[start INFORMATION SHOWN]

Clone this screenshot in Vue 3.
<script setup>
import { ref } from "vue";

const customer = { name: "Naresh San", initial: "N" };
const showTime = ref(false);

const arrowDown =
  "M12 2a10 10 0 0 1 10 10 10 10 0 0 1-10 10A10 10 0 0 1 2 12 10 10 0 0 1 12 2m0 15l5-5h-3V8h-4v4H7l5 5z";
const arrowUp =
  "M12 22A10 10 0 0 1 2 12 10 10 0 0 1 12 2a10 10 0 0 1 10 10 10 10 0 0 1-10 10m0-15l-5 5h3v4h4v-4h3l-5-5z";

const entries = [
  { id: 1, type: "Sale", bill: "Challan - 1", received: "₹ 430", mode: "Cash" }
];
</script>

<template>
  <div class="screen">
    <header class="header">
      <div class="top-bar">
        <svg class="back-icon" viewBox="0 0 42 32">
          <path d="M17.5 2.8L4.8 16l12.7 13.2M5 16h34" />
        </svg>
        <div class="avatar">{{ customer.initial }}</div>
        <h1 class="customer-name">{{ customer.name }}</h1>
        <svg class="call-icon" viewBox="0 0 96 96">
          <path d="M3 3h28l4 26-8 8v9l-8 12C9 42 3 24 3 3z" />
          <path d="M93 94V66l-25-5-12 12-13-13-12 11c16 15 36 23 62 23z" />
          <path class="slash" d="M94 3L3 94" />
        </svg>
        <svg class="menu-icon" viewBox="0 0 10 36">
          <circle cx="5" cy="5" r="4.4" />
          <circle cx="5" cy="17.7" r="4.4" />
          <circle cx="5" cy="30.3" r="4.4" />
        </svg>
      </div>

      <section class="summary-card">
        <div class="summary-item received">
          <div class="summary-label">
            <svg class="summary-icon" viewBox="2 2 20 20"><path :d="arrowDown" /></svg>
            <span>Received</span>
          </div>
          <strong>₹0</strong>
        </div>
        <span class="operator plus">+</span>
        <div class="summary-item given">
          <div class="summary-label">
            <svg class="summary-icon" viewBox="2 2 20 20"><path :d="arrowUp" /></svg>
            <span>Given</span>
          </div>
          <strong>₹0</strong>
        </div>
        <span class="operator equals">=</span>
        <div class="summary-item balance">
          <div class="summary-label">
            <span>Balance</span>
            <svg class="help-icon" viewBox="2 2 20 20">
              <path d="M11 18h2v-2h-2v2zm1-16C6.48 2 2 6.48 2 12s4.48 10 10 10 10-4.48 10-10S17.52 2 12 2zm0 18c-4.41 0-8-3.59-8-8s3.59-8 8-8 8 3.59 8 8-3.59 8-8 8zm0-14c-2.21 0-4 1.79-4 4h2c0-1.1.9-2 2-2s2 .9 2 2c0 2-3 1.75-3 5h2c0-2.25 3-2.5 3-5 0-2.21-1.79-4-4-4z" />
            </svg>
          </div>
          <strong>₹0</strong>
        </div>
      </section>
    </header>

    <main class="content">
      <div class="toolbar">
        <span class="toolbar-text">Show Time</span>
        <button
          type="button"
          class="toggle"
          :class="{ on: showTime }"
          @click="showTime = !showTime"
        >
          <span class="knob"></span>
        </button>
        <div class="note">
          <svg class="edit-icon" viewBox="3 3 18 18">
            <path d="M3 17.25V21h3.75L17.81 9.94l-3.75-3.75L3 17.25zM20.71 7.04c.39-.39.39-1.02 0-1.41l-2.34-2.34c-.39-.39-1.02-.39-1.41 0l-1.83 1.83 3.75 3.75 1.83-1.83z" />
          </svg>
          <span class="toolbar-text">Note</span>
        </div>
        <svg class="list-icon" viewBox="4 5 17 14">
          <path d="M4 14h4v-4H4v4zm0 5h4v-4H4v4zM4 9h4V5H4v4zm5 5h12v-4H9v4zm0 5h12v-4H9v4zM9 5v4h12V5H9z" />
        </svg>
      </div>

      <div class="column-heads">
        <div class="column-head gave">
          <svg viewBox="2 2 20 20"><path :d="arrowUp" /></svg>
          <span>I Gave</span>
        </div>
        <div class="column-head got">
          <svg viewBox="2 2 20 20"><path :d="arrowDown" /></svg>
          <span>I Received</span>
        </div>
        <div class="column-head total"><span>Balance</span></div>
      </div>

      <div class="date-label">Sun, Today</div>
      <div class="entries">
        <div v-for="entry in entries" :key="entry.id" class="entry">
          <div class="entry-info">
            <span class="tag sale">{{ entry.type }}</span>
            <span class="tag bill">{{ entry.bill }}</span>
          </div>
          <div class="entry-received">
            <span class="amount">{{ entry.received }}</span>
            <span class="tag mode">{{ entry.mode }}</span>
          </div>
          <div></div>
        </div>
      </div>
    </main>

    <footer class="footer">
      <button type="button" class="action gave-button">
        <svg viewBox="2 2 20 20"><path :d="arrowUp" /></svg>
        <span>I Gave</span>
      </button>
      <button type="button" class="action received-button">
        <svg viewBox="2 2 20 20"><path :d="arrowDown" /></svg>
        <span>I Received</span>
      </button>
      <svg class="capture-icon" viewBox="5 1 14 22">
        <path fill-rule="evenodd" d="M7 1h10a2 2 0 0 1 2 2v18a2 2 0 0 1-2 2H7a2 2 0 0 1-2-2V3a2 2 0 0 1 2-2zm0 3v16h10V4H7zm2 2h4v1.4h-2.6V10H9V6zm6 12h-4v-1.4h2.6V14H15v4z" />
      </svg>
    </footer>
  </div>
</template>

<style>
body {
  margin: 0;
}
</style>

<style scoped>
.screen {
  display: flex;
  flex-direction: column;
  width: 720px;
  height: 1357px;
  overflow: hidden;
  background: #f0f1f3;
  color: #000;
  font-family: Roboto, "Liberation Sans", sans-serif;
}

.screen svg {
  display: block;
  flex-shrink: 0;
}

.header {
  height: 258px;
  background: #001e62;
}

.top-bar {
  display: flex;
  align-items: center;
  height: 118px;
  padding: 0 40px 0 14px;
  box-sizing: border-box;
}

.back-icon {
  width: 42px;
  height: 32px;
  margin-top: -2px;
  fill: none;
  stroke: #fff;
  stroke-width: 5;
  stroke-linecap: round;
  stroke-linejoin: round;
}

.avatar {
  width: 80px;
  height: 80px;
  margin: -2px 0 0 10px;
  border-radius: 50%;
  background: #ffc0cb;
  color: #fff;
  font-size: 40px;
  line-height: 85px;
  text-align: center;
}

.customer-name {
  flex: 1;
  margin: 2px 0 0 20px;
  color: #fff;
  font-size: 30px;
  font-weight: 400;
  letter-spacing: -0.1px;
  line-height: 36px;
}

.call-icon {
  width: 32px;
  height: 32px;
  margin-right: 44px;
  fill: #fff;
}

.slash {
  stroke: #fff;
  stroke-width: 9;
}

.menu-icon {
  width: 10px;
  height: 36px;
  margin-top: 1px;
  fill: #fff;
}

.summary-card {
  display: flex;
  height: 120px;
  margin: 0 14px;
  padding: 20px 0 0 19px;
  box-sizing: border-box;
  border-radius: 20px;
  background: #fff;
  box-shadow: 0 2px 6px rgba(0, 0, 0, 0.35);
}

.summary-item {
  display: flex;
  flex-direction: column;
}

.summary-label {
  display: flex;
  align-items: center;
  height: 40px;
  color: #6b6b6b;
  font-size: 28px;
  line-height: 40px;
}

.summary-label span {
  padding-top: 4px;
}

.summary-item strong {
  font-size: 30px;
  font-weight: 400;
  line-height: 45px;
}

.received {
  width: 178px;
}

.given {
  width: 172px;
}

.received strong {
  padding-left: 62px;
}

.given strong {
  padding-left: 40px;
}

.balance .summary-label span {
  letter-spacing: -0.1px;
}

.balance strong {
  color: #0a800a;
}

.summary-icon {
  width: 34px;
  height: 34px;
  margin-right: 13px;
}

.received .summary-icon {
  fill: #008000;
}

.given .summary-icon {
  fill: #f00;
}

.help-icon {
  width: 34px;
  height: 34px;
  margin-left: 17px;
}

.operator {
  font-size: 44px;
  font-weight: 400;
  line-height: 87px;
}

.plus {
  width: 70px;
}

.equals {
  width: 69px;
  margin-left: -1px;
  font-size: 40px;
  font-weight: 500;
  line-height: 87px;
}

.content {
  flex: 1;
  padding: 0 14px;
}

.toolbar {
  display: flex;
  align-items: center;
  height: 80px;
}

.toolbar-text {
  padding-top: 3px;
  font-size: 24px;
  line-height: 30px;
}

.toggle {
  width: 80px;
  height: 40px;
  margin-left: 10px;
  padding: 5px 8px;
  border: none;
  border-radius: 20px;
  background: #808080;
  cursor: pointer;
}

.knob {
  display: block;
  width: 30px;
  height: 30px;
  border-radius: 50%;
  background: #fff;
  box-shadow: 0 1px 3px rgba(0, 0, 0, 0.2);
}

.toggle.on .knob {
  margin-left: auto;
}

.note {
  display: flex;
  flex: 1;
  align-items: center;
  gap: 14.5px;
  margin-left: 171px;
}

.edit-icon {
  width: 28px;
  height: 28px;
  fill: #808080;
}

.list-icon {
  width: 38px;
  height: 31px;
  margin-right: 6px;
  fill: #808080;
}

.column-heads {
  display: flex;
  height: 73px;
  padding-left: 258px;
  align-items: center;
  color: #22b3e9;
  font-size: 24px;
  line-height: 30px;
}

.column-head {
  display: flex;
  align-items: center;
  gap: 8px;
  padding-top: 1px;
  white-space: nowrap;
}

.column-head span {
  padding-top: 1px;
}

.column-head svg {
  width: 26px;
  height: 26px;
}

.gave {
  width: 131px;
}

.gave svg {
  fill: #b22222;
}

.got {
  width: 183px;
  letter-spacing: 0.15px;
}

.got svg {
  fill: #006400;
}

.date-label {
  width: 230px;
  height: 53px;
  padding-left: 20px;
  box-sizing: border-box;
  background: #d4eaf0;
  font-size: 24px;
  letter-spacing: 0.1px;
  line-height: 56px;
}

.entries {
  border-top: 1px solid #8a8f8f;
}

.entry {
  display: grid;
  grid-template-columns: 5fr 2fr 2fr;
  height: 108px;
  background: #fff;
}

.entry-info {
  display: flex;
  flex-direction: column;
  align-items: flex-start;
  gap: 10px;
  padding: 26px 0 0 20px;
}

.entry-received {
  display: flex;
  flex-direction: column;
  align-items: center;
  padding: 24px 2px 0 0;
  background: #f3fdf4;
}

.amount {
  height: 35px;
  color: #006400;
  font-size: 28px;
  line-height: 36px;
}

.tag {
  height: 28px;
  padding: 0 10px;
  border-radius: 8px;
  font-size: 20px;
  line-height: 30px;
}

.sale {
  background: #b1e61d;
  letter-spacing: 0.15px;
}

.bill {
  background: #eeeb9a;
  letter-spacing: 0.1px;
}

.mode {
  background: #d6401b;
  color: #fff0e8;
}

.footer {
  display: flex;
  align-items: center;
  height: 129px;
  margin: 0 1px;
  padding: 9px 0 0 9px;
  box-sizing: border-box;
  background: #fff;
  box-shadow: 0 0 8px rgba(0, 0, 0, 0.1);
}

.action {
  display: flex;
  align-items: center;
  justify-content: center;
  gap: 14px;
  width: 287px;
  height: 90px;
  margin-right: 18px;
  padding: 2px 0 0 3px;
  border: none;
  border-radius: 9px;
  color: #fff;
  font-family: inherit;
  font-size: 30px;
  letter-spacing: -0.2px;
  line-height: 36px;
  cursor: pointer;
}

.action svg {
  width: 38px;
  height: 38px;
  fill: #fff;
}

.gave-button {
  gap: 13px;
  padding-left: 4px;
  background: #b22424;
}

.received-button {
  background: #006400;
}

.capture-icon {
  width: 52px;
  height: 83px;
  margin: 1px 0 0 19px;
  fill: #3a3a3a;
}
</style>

[end INFORMATION SHOWN]

DIRECTIONS: Return exactly, please, the lines of the material from the first one down to and including the line where "0 1-10 10m0-15l-5" appears.

RESULT OF THIS TASK:
Clone this screenshot in Vue 3.
<script setup>
import { ref } from "vue";

const customer = { name: "Naresh San", initial: "N" };
const showTime = ref(false);

const arrowDown =
  "M12 2a10 10 0 0 1 10 10 10 10 0 0 1-10 10A10 10 0 0 1 2 12 10 10 0 0 1 12 2m0 15l5-5h-3V8h-4v4H7l5 5z";
const arrowUp =
  "M12 22A10 10 0 0 1 2 12 10 10 0 0 1 12 2a10 10 0 0 1 10 10 10 10 0 0 1-10 10m0-15l-5 5h3v4h4v-4h3l-5-5z";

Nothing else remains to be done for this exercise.